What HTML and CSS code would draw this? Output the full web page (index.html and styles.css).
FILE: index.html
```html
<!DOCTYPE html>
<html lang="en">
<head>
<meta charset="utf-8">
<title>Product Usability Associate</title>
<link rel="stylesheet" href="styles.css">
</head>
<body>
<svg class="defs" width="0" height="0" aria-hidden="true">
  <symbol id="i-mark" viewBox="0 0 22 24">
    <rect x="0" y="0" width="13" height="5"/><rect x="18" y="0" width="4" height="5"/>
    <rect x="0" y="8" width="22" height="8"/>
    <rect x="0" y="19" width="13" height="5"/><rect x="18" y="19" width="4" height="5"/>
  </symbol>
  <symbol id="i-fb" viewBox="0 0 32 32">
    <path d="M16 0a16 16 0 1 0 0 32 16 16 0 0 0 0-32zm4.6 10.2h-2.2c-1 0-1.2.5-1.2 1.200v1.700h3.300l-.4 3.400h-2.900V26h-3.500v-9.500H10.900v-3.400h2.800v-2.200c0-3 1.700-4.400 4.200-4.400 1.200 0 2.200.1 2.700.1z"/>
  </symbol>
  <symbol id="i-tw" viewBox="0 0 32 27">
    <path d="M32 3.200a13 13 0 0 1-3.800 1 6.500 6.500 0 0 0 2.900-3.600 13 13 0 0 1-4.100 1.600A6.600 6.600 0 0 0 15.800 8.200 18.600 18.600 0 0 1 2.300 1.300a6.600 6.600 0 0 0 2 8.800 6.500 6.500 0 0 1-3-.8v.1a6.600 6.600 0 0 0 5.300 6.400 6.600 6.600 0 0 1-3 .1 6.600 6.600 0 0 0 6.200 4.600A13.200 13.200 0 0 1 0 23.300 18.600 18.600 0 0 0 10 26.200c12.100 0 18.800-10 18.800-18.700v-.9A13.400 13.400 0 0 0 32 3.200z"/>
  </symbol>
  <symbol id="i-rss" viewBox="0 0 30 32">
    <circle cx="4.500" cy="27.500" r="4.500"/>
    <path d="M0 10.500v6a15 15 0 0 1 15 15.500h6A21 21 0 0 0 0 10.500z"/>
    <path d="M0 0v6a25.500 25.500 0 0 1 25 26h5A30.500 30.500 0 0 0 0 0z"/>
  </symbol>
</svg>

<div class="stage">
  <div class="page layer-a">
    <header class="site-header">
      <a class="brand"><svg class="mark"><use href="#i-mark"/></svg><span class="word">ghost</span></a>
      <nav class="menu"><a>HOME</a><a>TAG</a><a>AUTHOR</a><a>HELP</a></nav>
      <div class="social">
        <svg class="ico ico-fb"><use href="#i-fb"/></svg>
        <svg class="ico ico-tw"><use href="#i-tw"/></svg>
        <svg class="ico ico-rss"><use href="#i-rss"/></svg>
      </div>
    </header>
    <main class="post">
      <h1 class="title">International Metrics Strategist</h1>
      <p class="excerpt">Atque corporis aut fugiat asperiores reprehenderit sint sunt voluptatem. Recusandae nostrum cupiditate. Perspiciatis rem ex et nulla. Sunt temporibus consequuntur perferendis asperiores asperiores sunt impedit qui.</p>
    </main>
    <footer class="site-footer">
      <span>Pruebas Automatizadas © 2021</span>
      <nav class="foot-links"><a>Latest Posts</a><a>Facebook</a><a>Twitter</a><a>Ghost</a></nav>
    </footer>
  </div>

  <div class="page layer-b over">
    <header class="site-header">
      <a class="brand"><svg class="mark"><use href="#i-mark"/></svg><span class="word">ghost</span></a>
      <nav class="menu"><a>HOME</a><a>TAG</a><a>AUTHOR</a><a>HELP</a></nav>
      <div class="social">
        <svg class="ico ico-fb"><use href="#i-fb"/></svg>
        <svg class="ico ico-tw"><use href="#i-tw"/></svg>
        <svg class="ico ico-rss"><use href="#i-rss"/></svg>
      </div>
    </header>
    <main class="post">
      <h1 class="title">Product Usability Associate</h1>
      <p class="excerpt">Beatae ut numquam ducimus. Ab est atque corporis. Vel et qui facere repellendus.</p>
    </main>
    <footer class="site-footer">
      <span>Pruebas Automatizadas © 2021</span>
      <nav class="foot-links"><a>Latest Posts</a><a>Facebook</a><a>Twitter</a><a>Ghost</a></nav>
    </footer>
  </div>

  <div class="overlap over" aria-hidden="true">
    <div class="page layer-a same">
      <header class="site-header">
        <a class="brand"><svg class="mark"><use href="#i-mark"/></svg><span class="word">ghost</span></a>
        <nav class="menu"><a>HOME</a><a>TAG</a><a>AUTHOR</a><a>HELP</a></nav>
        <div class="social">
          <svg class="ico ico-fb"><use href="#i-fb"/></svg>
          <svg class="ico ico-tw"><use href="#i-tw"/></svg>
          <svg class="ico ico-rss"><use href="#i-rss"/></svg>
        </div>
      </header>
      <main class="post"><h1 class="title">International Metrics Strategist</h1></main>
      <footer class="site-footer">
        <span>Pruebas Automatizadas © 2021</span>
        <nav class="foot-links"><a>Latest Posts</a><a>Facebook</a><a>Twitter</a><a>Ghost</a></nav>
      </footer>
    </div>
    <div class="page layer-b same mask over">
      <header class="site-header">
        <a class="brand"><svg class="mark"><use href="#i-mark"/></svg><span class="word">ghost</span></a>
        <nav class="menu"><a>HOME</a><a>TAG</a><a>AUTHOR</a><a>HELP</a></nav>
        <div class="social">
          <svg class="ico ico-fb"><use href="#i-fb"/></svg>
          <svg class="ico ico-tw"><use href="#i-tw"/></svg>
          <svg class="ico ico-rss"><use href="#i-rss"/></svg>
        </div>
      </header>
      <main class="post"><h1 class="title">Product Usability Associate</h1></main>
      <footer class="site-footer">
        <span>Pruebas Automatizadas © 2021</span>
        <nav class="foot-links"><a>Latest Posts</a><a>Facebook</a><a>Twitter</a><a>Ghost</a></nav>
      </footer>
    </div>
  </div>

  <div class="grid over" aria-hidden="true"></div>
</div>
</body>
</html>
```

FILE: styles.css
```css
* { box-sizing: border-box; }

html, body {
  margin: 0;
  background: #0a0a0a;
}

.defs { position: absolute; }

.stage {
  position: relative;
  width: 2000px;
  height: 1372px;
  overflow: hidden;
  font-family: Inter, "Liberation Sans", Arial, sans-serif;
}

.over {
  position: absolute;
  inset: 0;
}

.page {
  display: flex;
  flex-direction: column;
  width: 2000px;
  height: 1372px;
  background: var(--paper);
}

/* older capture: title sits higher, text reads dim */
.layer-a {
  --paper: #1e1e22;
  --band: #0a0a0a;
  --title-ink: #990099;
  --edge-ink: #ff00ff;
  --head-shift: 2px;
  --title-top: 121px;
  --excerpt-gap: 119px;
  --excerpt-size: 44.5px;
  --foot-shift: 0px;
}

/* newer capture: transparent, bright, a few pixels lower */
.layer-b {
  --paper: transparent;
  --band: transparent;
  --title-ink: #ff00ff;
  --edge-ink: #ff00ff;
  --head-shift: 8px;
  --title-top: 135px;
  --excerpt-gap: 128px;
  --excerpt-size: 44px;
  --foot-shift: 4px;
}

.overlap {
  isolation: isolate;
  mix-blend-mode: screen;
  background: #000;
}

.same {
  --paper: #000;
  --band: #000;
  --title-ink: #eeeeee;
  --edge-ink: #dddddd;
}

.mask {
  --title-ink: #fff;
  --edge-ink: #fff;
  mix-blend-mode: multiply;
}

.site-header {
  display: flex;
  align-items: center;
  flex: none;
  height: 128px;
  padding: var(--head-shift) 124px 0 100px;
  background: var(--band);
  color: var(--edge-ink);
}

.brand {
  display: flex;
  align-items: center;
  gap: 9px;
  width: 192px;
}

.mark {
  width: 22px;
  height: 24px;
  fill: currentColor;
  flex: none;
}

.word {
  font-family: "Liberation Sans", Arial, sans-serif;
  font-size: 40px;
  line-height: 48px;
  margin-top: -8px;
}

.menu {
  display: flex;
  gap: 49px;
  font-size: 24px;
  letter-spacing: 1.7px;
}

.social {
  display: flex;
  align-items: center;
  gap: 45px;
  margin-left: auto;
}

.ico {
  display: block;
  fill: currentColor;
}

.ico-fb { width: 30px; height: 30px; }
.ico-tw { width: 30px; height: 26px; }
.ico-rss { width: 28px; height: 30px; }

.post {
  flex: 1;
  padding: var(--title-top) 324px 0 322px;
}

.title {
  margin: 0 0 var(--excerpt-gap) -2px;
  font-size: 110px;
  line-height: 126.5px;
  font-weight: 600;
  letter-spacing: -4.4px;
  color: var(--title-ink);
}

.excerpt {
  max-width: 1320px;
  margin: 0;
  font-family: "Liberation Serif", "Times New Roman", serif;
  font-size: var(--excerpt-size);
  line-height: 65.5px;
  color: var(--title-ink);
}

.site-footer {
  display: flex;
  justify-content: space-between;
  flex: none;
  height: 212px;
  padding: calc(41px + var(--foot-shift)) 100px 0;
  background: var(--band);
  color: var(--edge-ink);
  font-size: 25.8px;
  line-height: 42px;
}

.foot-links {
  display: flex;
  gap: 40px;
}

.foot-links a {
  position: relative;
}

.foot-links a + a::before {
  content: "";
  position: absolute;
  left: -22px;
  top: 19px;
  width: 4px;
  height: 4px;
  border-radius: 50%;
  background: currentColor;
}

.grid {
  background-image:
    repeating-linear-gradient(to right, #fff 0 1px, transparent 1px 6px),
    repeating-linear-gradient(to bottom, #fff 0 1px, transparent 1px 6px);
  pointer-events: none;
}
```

- Task requirements -
Across the data, tally the lines containing "index" and give back the number alone.

- Right answer -
2